I'm not very familiar with the gory details of the plethora of
XML-related specs so bear with me if the following questions and
comments seem too naive or outright wrong when all XML-related
complexities are taken into account. My comments are those of a Java API
user as opposed to Mystic Master of XML. 

Isn't the Namespace class trying to represent two distinct concepts
which are perhaps not reconcilable in a sensible way? From my point of
view (again, a Java API user interested in a simple XML API), there is
the concept of Namespace, in general, outside its use in a particular
document, which is uniquely defined by its URI. When used in a document,
a namespace can be bound to a prefix - why not have a NamespaceBinding
class which represents that? NamespaceBinding is uniquelly identified by
a Namespace and a prefix, it only makes sense in the context of a
document (or portion thereof). But I do want to be able to refer to a
Namespace generally without having to worry what prefix a document I'm
reading might be using. In fact, would it be unreasonable to have a
'verification' mode for a document which simply disallows adding
NamespaceBindings with non-unique prefixes to any member Elements?  I
realize that Namespace prefixes can be unset, reassigned, etc in the
same document but aren't these rather degenerate cases? Are there common
uses for such machinations in the 80-90% case that JDOM targets? An
further extension of disallowing non-unique prefixes could be an
additional utility mode in which unique prefixes are picked for the user
as the document is being built. 
I'm having a similar 'addressability' problem with Element. Element
represents a particular instance of an Element in a given document. When
manipulating documents programatically, though, it is useful to be able
to express the notion of an Element type (a unique, fully qualified
Element name), say, a combination of a Namespace (not NamespaceBinding!)
and an Element name. Let's suppose that such a concept (ElementId, or
ElementType) does not belong in the JDOM API, the 'duality' of the
Namespace class makes it  difficult to represent externally. I have an
ElementId class which is a composition of a Namespace and an Element
name but uses just the URI and and Element name for comparison and
hashing. I'm not terribly comfortable with it since it essentially
relies on knowledge of today's semantics of Namespace in order to work. 
At the risk of belabouring the point - why does one need an API
representation of these concepts?
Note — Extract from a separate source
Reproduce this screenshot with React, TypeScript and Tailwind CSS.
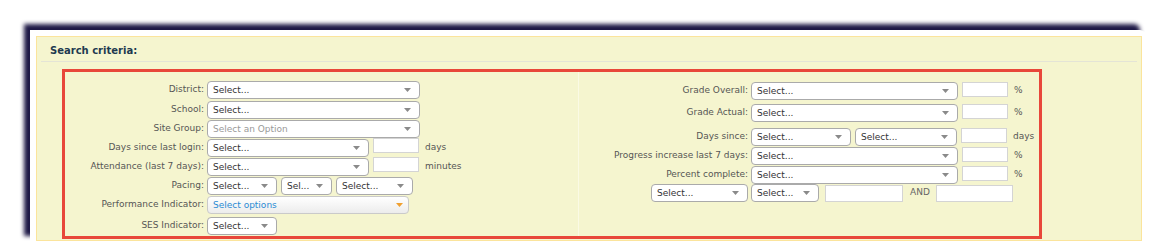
import type { ReactNode } from 'react';

function Arrow({ color = '#8a8a8a' }: { color?: string }) {
  return (
    <svg width="7" height="4" viewBox="0 0 7 4" className="shrink-0">
      <path d="M0 0 L7 0 L3.5 4 Z" fill={color} />
    </svg>
  );
}

function Select({ className, text = 'Select...', muted = false }: { className: string; text?: string; muted?: boolean }) {
  return (
    <div
      className={`h-[18px] shrink-0 flex items-center justify-between pl-[5px] pr-[8px] bg-white border border-[#aaa] rounded-[4px] ${className}`}
    >
      <span className={`truncate leading-none ${muted ? 'text-[#999]' : 'text-[#333]'}`}>{text}</span>
      <Arrow />
    </div>
  );
}

function Input({ className }: { className: string }) {
  return <div className={`shrink-0 bg-white border border-[#d4d4d4] ${className}`} />;
}

function Unit({ children }: { children: ReactNode }) {
  return <span className="ml-[2px] text-[#555]">{children}</span>;
}

function LeftRow({ label, className = '', children }: { label: string; className?: string; children: ReactNode }) {
  return (
    <div className={`flex items-center h-[18px] ${className}`}>
      <div className="w-[142px] shrink-0 text-right text-[#555] pr-[3px] whitespace-nowrap">{label}</div>
      <div className="flex items-center gap-[4px]">{children}</div>
    </div>
  );
}

function RightRow({ label, className = '', children }: { label: ReactNode; className?: string; children: ReactNode }) {
  return (
    <div className={`flex items-center h-[18px] ${className}`}>
      <div className="w-[172px] shrink-0 flex justify-end text-[#555] pr-[3px] whitespace-nowrap">{label}</div>
      <div className="flex items-center gap-[4px]">{children}</div>
    </div>
  );
}

export default function App() {
  return (
    <div className="w-[1150px] h-[245px] overflow-hidden bg-white font-['DejaVu_Sans',sans-serif] text-[9px]">
      <div className="ml-[30px] mt-[30px] w-[1116px] h-[212px] bg-white pt-[6px] pl-[6px] rounded-tr-[6px] shadow-[-6px_-6px_4px_#1d1846]">
        <div className="w-[1106px] h-[205px] bg-[#f5f5cf] border border-[#fbe49c] px-[4px]">
          <div className="h-[25px] flex items-center pl-[9px] pt-[2px] border-b border-[#e4e4d6]">
            <span className="text-[10px] font-bold text-[#1e3a4f]">Search criteria:</span>
          </div>

          <div className="ml-[21px] mt-[7px] w-[980px] h-[170px] border-[3px] border-[#e8473a] flex">
            {/* left column */}
            <div className="w-[513px] pt-[9px] flex flex-col">
              <LeftRow label="District:">
                <Select className="w-[213px]" />
              </LeftRow>
              <LeftRow label="School:" className="mt-[2px]">
                <Select className="w-[213px]" />
              </LeftRow>
              <LeftRow label="Site Group:" className="mt-[1px]">
                <Select className="w-[213px]" text="Select an Option" muted />
              </LeftRow>
              <LeftRow label="Days since last login:" className="mt-[1px]">
                <Select className="w-[162px]" />
                <Input className="w-[46px] h-[15px] self-start -mt-[1px]" />
                <Unit>days</Unit>
              </LeftRow>
              <LeftRow label="Attendance (last 7 days):" className="mt-[1px]">
                <Select className="w-[162px]" />
                <Input className="w-[46px] h-[15px] self-start -mt-[1px]" />
                <Unit>minutes</Unit>
              </LeftRow>
              <LeftRow label="Pacing:" className="mt-[1px]">
                <Select className="w-[70px]" />
                <Select className="w-[51px]" text="Sel..." />
                <Select className="w-[77px]" />
              </LeftRow>
              <LeftRow label="Performance Indicator:" className="mt-[1px]">
                <div className="w-[202px] h-[18px] flex items-center justify-between pl-[5px] pr-[5px] rounded-[4px] border border-[#cacaca] bg-gradient-to-b from-white to-[#ececec]">
                  <span className="text-[#2a8bd4] leading-none">Select options</span>
                  <Arrow color="#f0a030" />
                </div>
              </LeftRow>
              <LeftRow label="SES Indicator:" className="mt-[3px]">
                <Select className="w-[70px]" />
              </LeftRow>
            </div>

            {/* right column */}
            <div className="flex-1 border-l border-[#fafae4] pt-[10px] flex flex-col">
              <RightRow label="Grade Overall:">
                <Select className="w-[207px]" />
                <Input className="w-[46px] h-[15px] self-start" />
                <Unit>%</Unit>
              </RightRow>
              <RightRow label="Grade Actual:" className="mt-[4px]">
                <Select className="w-[207px]" />
                <Input className="w-[46px] h-[15px] self-start" />
                <Unit>%</Unit>
              </RightRow>
              <RightRow label="Days since:" className="mt-[6px]">
                <Select className="w-[100px]" />
                <Select className="w-[102px]" />
                <Input className="w-[46px] h-[15px] self-start" />
                <Unit>days</Unit>
              </RightRow>
              <RightRow label="Progress increase last 7 days:" className="mt-[1px]">
                <Select className="w-[207px]" />
                <Input className="w-[46px] h-[15px] self-start" />
                <Unit>%</Unit>
              </RightRow>
              <RightRow label="Percent complete:" className="mt-[1px]">
                <Select className="w-[207px]" />
                <Input className="w-[46px] h-[15px] self-start" />
                <Unit>%</Unit>
              </RightRow>
              <RightRow label={<Select className="w-[97px]" />} className="mt-[0px]">
                <Select className="w-[68px]" />
                <Input className="w-[78px] h-[17px] ml-[2px]" />
                <span className="ml-[3px] mr-[2px] text-[#666]">AND</span>
                <Input className="w-[77px] h-[17px]" />
              </RightRow>
            </div>
          </div>
        </div>
      </div>
    </div>
  );
}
In my case, I'm doing some fairly
convoluted serialization and deserialization of XML fragments  into
various Java objects - the XML typically contains more than one
namespace. When mapping Elements (or groups thereof) to objects,
especially when the mapping is not hard-coded (i.e. not a straight
XML<->generate bean mapping or even an XML Element <->
Class/primitivetype mapping) but externally configurable, it's very
useful to be able to express the notion of a particular, unique kind of
Element or a particular, unique Namespace without worrying about the
details of their representaion in a given Document and to be able to
refer to/filter/retrieve  Elements by their externally definable,
unique, non-transient properties and let the JDOM implementation take
care of mapping these to the specifics of a Document instance.

Comments, opinions, corrections? 

Thanks,

-pvg